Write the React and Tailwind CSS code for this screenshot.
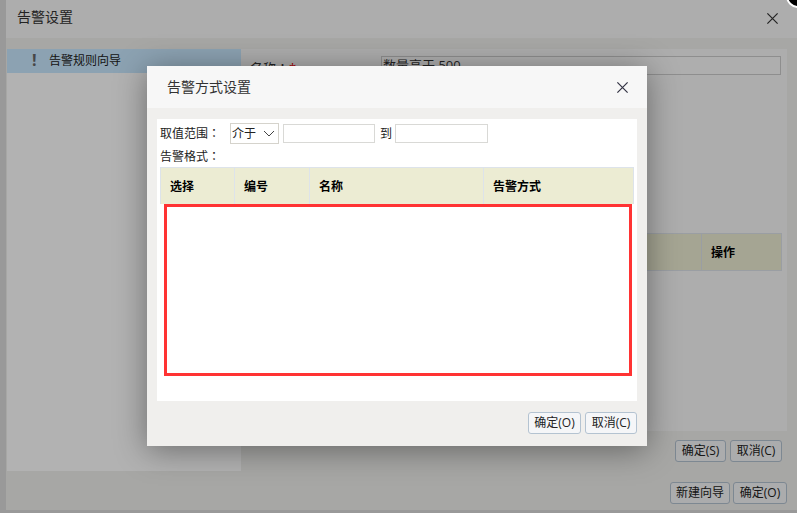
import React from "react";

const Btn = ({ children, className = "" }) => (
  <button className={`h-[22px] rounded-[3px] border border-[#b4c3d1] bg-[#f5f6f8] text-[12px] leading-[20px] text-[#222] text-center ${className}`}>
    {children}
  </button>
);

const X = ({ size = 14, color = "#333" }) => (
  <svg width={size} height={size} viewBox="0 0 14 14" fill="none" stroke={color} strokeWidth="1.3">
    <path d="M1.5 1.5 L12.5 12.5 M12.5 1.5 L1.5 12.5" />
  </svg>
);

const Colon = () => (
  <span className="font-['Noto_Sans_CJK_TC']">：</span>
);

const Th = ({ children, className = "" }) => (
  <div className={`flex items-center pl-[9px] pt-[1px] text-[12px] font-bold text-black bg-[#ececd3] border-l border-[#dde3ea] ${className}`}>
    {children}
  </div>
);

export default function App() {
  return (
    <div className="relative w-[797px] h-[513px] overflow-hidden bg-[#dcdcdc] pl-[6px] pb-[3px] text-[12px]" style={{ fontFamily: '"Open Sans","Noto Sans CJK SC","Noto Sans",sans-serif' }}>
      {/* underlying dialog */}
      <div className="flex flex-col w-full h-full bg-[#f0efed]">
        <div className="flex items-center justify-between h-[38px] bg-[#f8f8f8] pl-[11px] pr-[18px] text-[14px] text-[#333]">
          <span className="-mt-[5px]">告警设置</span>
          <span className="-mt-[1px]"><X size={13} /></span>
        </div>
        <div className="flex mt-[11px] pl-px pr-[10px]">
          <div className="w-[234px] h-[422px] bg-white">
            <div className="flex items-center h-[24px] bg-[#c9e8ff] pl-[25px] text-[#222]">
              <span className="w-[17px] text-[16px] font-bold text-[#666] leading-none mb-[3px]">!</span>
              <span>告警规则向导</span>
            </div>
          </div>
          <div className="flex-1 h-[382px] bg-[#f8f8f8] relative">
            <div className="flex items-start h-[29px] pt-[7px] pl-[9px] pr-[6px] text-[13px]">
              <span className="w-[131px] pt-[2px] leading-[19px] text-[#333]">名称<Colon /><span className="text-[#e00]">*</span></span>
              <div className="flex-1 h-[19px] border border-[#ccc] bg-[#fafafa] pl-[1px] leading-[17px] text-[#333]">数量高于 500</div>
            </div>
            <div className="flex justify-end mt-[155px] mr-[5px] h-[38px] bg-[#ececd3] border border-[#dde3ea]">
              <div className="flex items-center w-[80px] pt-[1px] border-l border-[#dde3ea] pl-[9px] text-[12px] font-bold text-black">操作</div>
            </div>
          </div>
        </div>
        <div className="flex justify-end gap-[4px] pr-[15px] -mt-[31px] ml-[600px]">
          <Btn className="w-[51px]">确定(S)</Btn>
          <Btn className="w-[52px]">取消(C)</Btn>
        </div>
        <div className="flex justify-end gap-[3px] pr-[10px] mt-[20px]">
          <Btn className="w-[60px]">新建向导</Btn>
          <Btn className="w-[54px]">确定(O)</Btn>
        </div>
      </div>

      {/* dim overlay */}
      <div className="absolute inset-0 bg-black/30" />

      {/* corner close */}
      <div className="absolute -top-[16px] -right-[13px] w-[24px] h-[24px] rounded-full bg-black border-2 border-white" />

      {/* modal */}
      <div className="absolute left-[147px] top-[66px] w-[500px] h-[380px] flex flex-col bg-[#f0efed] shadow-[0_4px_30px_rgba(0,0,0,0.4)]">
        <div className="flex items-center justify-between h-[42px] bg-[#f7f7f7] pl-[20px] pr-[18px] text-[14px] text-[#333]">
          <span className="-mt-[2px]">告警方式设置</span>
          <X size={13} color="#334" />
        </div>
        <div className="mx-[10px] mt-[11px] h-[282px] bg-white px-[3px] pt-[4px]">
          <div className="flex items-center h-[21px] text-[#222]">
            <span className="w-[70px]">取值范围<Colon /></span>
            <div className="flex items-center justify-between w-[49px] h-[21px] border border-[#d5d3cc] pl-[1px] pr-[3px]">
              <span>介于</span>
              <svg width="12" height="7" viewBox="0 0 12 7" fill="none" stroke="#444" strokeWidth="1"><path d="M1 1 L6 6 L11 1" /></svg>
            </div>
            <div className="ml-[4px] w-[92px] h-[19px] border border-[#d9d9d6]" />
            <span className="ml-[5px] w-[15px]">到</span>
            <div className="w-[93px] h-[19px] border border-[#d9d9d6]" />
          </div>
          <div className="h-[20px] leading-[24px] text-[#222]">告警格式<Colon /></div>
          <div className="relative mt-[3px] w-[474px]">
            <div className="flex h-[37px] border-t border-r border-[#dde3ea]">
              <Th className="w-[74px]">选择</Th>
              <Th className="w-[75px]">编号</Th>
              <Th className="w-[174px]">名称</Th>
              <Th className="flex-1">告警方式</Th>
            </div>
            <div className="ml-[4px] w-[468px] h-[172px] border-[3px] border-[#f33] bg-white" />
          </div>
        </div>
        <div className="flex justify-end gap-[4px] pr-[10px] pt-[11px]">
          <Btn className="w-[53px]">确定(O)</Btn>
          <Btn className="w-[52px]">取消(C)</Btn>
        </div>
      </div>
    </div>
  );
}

++++++++

Your task:
Pictures are excluded: retype only the lines from the beginning of the listing above through the line with "import React from", both included.

Solution for this task:
Write the React and Tailwind CSS code for this screenshot.
import React from "react";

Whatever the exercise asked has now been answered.